A couple of weeks ago I asked Steve if I could write an entry for this blog because I thought it might be helpful to share his progress from the other side of the room. I'm glad I waited because there has been a change very recently which has been a big boost to my morale.
These are not play roles, they are quite real. All the while you know that it is the essence of that person which you love and swore to stay by in sickness and in health. And here it is...and sometimes you are not quite sure who you are because your needs have to change as that disease progresses.
Sitting at the computer, everything about him looks normal, as normal as say 15 years ago. The glasses are a bit different as Steve began wearing prism glasses for desk-work only almost two years ago.
So where are the changes?
The tremor is present in his left hand but it is a minor thing which he resents and I don't give much attention. That slight tremor has caused so much trouble for early PD patients who begin to take stronger meds to hide symptoms. Their fear of that identifying symptom of PD being recognized creates the greater fear of being fired ...which in turn leads to distraction at work...because after all, your employer only signed on for better...which makes it worse.
The arm swing is another problem which is being addressed at the therapy center and in massage therapy. I haven't seen much improvement but it certainly isn't worse...which with PD, may be an improvement. What makes me feel good is when he says he can feel a difference. His triumph is our triumph.
I can't talk about sex here because our daughter reads this blog and she doesn't like to think that her parents ever...let alone discuss it. We all know that she was delivered to the hospital in a lovely basket by the stork. She knows about storks and chimneys because she used to live in the Netherlands.
Some of my household identity came from the repairs/remodeling which Steve made around the houses we've lived in. The first house had a new enlarged kitchen, a brand new powder room and a remodeled bathroom all due to his excellent handiwork. This house has not fared as well with remodeling but has had plenty of repair work. He stopped working much on the house when he went into contracting...need I say much more?

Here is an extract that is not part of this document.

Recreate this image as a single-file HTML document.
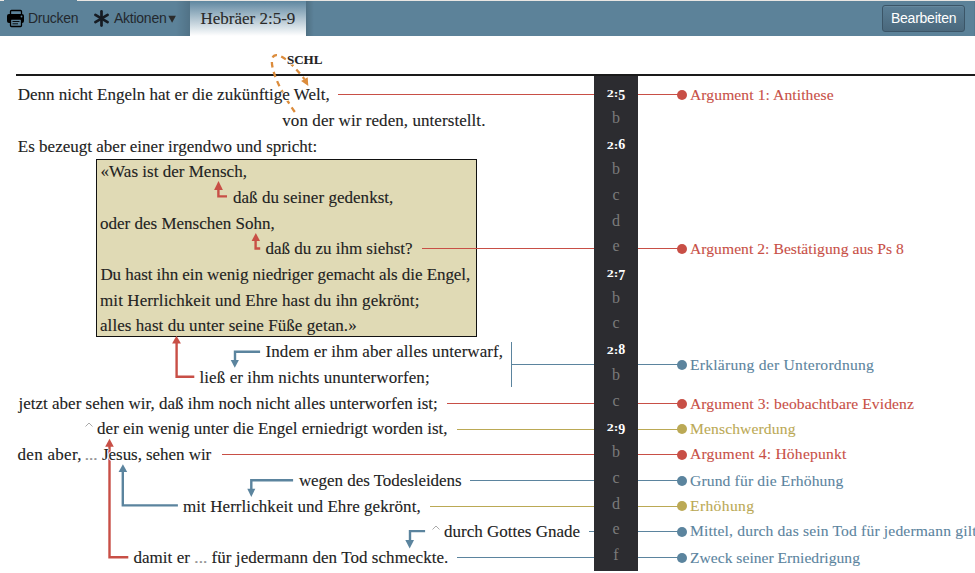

I bite my tongue less often now when one of us makes suggestions about supplements to try. He's repeatedly reminds me that he can't go back to the 1990s to take CoQ10; he's taking it now. Back then he thought it was all witch doctor stuff. Now he not only listens, he reads, he discusses and he tries the ones that seem to have the most promise.
I know he'll never have the brute strength he used to have and I know that there may be many changes to come, but like most PD families, we have to live with hope for a cure in our future and that of all neuro-motor patients.
See, it's not just about him, this disease; PD is an Us disease.